## Stated task
Transcribe the listing that follows in full, omitting pictures.

## Given information
Start

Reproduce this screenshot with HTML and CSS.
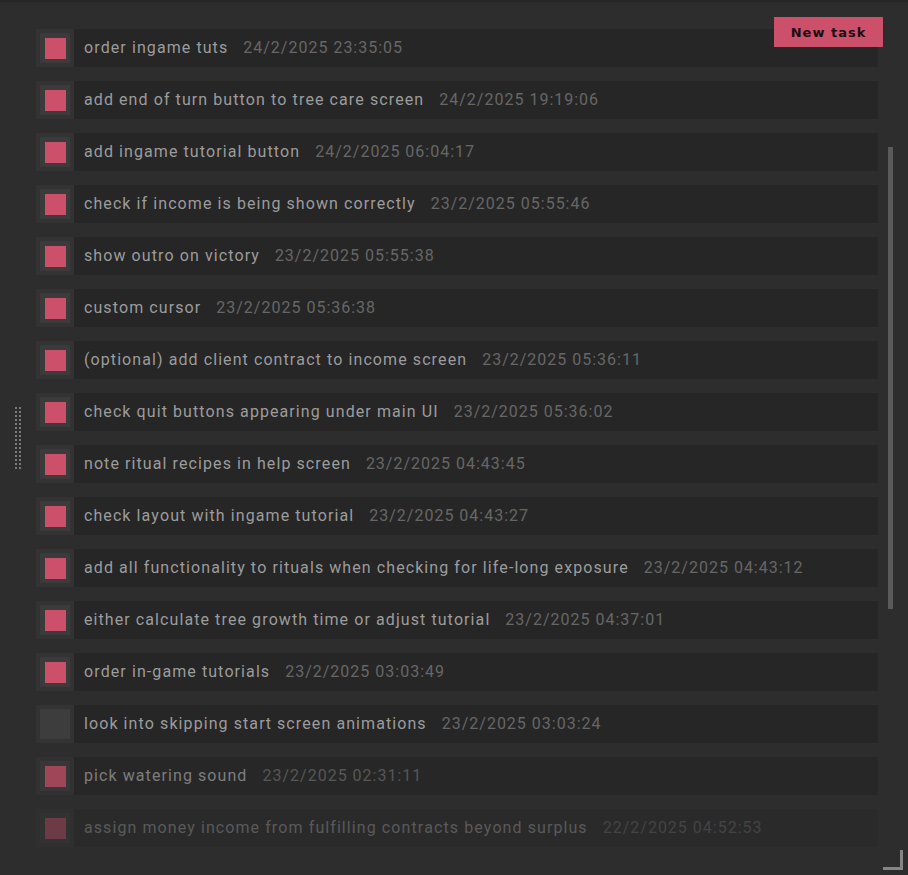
FILE: index.html
```html
<!DOCTYPE html>
<html>
<head>
<meta charset="utf-8">
<link rel="stylesheet" href="styles.css">
</head>
<body>
<div class="panel">
  <button class="new-task">New task</button>
  <div class="handle"></div>
  <div class="scrollbar"></div>
  <div class="resize"></div>
  <ul class="list">
    <li class="row"><span class="check done"><span class="tick"></span></span><span class="body"><span class="title">order ingame tuts</span><span class="date">24/2/2025 23:35:05</span></span></li>
    <li class="row"><span class="check done"><span class="tick"></span></span><span class="body"><span class="title">add end of turn button to tree care screen</span><span class="date">24/2/2025 19:19:06</span></span></li>
    <li class="row"><span class="check done"><span class="tick"></span></span><span class="body"><span class="title">add ingame tutorial button</span><span class="date">24/2/2025 06:04:17</span></span></li>
    <li class="row"><span class="check done"><span class="tick"></span></span><span class="body"><span class="title">check if income is being shown correctly</span><span class="date">23/2/2025 05:55:46</span></span></li>
    <li class="row"><span class="check done"><span class="tick"></span></span><span class="body"><span class="title">show outro on victory</span><span class="date">23/2/2025 05:55:38</span></span></li>
    <li class="row"><span class="check done"><span class="tick"></span></span><span class="body"><span class="title">custom cursor</span><span class="date">23/2/2025 05:36:38</span></span></li>
    <li class="row"><span class="check done"><span class="tick"></span></span><span class="body"><span class="title">(optional) add client contract to income screen</span><span class="date">23/2/2025 05:36:11</span></span></li>
    <li class="row"><span class="check done"><span class="tick"></span></span><span class="body"><span class="title">check quit buttons appearing under main UI</span><span class="date">23/2/2025 05:36:02</span></span></li>
    <li class="row"><span class="check done"><span class="tick"></span></span><span class="body"><span class="title">note ritual recipes in help screen</span><span class="date">23/2/2025 04:43:45</span></span></li>
    <li class="row"><span class="check done"><span class="tick"></span></span><span class="body"><span class="title">check layout with ingame tutorial</span><span class="date">23/2/2025 04:43:27</span></span></li>
    <li class="row"><span class="check done"><span class="tick"></span></span><span class="body"><span class="title">add all functionality to rituals when checking for life-long exposure</span><span class="date">23/2/2025 04:43:12</span></span></li>
    <li class="row"><span class="check done"><span class="tick"></span></span><span class="body"><span class="title">either calculate tree growth time or adjust tutorial</span><span class="date">23/2/2025 04:37:01</span></span></li>
    <li class="row"><span class="check done"><span class="tick"></span></span><span class="body"><span class="title">order in-game tutorials</span><span class="date">23/2/2025 03:03:49</span></span></li>
    <li class="row"><span class="check open"><span class="tick"></span></span><span class="body"><span class="title">look into skipping start screen animations</span><span class="date">23/2/2025 03:03:24</span></span></li>
    <li class="row fade1"><span class="check done"><span class="tick"></span></span><span class="body"><span class="title">pick watering sound</span><span class="date">23/2/2025 02:31:11</span></span></li>
    <li class="row fade2"><span class="check done"><span class="tick"></span></span><span class="body"><span class="title">assign money income from fulfilling contracts beyond surplus</span><span class="date">22/2/2025 04:52:53</span></span></li>
  </ul>
</div>
</body>
</html>
```
FILE: styles.css
```css
html, body {
  margin: 0;
  padding: 0;
  background: #2d2d2d;
}
body {
  width: 908px;
  height: 875px;
  overflow: hidden;
  font-family: Roboto, "Liberation Sans", sans-serif;
}
.panel {
  position: relative;
  height: 873px;
  border-top: 2px solid #262626;
}
.list {
  list-style: none;
  margin: 0;
  padding: 27px 30px 0 36px;
  display: flex;
  flex-direction: column;
  gap: 14px;
}
.row {
  display: flex;
  height: 38px;
}
.check {
  width: 38px;
  height: 38px;
  background: #333333;
  padding: 4px;
  box-sizing: border-box;
  flex: none;
}
.tick {
  display: block;
  width: 30px;
  height: 30px;
  background: #3b3b3b;
  box-sizing: border-box;
  padding: 5px 4px 4px 5px;
}
.done .tick::after {
  content: "";
  display: block;
  width: 21px;
  height: 21px;
  background: #cc506a;
}
.open .tick {
  background: #3d3d3d;
}
.body {
  flex: 1;
  background: #262626;
  display: flex;
  align-items: center;
  padding: 0 0 2px 10px;
  gap: 15px;
  font-size: 16px;
  letter-spacing: 1.08px;
  font-kerning: none;
  white-space: nowrap;
}
.title {
  color: #9c9c9c;
}
.date {
  color: #666666;
  letter-spacing: 1px;
}
.fade1 { opacity: 0.72; }
.fade2 { opacity: 0.4; }
.new-task {
  position: absolute;
  left: 774px;
  top: 15px;
  width: 109px;
  height: 30px;
  padding: 0;
  background: #cc506a;
  border: none;
  color: #1a0c11;
  font-family: "DejaVu Sans", sans-serif;
  font-weight: bold;
  font-size: 13px;
  letter-spacing: 1px;
  z-index: 2;
}
.scrollbar {
  position: absolute;
  left: 888px;
  top: 145px;
  width: 5px;
  height: 462px;
  background: #5a5a5a;
}
.resize {
  position: absolute;
  left: 883px;
  top: 848px;
  width: 17px;
  height: 17px;
  border-right: 3px solid #858585;
  border-bottom: 3px solid #858585;
}
.handle {
  position: absolute;
  left: 15px;
  top: 405px;
  width: 6px;
  height: 64px;
  background:
    repeating-linear-gradient(to bottom, #7a7a7a 0 2px, transparent 2px 4px) left top / 2px 100% no-repeat,
    repeating-linear-gradient(to bottom, #7a7a7a 0 2px, transparent 2px 4px) right top / 2px 100% no-repeat;
}
```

End

## Response to this exercise
Reproduce this screenshot with HTML and CSS.
FILE: index.html
```html
<!DOCTYPE html>
<html>
<head>
<meta charset="utf-8">
<link rel="stylesheet" href="styles.css">
</head>
<body>
<div class="panel">
  <button class="new-task">New task</button>
  <div class="handle"></div>
  <div class="scrollbar"></div>
  <div class="resize"></div>
  <ul class="list">
    <li class="row"><span class="check done"><span class="tick"></span></span><span class="body"><span class="title">order ingame tuts</span><span class="date">24/2/2025 23:35:05</span></span></li>
    <li class="row"><span class="check done"><span class="tick"></span></span><span class="body"><span class="title">add end of turn button to tree care screen</span><span class="date">24/2/2025 19:19:06</span></span></li>
    <li class="row"><span class="check done"><span class="tick"></span></span><span class="body"><span class="title">add ingame tutorial button</span><span class="date">24/2/2025 06:04:17</span></span></li>
    <li class="row"><span class="check done"><span class="tick"></span></span><span class="body"><span class="title">check if income is being shown correctly</span><span class="date">23/2/2025 05:55:46</span></span></li>
    <li class="row"><span class="check done"><span class="tick"></span></span><span class="body"><span class="title">show outro on victory</span><span class="date">23/2/2025 05:55:38</span></span></li>
    <li class="row"><span class="check done"><span class="tick"></span></span><span class="body"><span class="title">custom cursor</span><span class="date">23/2/2025 05:36:38</span></span></li>
    <li class="row"><span class="check done"><span class="tick"></span></span><span class="body"><span class="title">(optional) add client contract to income screen</span><span class="date">23/2/2025 05:36:11</span></span></li>
    <li class="row"><span class="check done"><span class="tick"></span></span><span class="body"><span class="title">check quit buttons appearing under main UI</span><span class="date">23/2/2025 05:36:02</span></span></li>
    <li class="row"><span class="check done"><span class="tick"></span></span><span class="body"><span class="title">note ritual recipes in help screen</span><span class="date">23/2/2025 04:43:45</span></span></li>
    <li class="row"><span class="check done"><span class="tick"></span></span><span class="body"><span class="title">check layout with ingame tutorial</span><span class="date">23/2/2025 04:43:27</span></span></li>
    <li class="row"><span class="check done"><span class="tick"></span></span><span class="body"><span class="title">add all functionality to rituals when checking for life-long exposure</span><span class="date">23/2/2025 04:43:12</span></span></li>
    <li class="row"><span class="check done"><span class="tick"></span></span><span class="body"><span class="title">either calculate tree growth time or adjust tutorial</span><span class="date">23/2/2025 04:37:01</span></span></li>
    <li class="row"><span class="check done"><span class="tick"></span></span><span class="body"><span class="title">order in-game tutorials</span><span class="date">23/2/2025 03:03:49</span></span></li>
    <li class="row"><span class="check open"><span class="tick"></span></span><span class="body"><span class="title">look into skipping start screen animations</span><span class="date">23/2/2025 03:03:24</span></span></li>
    <li class="row fade1"><span class="check done"><span class="tick"></span></span><span class="body"><span class="title">pick watering sound</span><span class="date">23/2/2025 02:31:11</span></span></li>
    <li class="row fade2"><span class="check done"><span class="tick"></span></span><span class="body"><span class="title">assign money income from fulfilling contracts beyond surplus</span><span class="date">22/2/2025 04:52:53</span></span></li>
  </ul>
</div>
</body>
</html>
```
FILE: styles.css
```css
html, body {
  margin: 0;
  padding: 0;
  background: #2d2d2d;
}
body {
  width: 908px;
  height: 875px;
  overflow: hidden;
  font-family: Roboto, "Liberation Sans", sans-serif;
}
.panel {
  position: relative;
  height: 873px;
  border-top: 2px solid #262626;
}
.list {
  list-style: none;
  margin: 0;
  padding: 27px 30px 0 36px;
  display: flex;
  flex-direction: column;
  gap: 14px;
}
.row {
  display: flex;
  height: 38px;
}
.check {
  width: 38px;
  height: 38px;
  background: #333333;
  padding: 4px;
  box-sizing: border-box;
  flex: none;
}
.tick {
  display: block;
  width: 30px;
  height: 30px;
  background: #3b3b3b;
  box-sizing: border-box;
  padding: 5px 4px 4px 5px;
}
.done .tick::after {
  content: "";
  display: block;
  width: 21px;
  height: 21px;
  background: #cc506a;
}
.open .tick {
  background: #3d3d3d;
}
.body {
  flex: 1;
  background: #262626;
  display: flex;
  align-items: center;
  padding: 0 0 2px 10px;
  gap: 15px;
  font-size: 16px;
  letter-spacing: 1.08px;
  font-kerning: none;
  white-space: nowrap;
}
.title {
  color: #9c9c9c;
}
.date {
  color: #666666;
  letter-spacing: 1px;
}
.fade1 { opacity: 0.72; }
.fade2 { opacity: 0.4; }
.new-task {
  position: absolute;
  left: 774px;
  top: 15px;
  width: 109px;
  height: 30px;
  padding: 0;
  background: #cc506a;
  border: none;
  color: #1a0c11;
  font-family: "DejaVu Sans", sans-serif;
  font-weight: bold;
  font-size: 13px;
  letter-spacing: 1px;
  z-index: 2;
}
.scrollbar {
  position: absolute;
  left: 888px;
  top: 145px;
  width: 5px;
  height: 462px;
  background: #5a5a5a;
}
.resize {
  position: absolute;
  left: 883px;
  top: 848px;
  width: 17px;
  height: 17px;
  border-right: 3px solid #858585;
  border-bottom: 3px solid #858585;
}
.handle {
  position: absolute;
  left: 15px;
  top: 405px;
  width: 6px;
  height: 64px;
  background:
    repeating-linear-gradient(to bottom, #7a7a7a 0 2px, transparent 2px 4px) left top / 2px 100% no-repeat,
    repeating-linear-gradient(to bottom, #7a7a7a 0 2px, transparent 2px 4px) right top / 2px 100% no-repeat;
}
```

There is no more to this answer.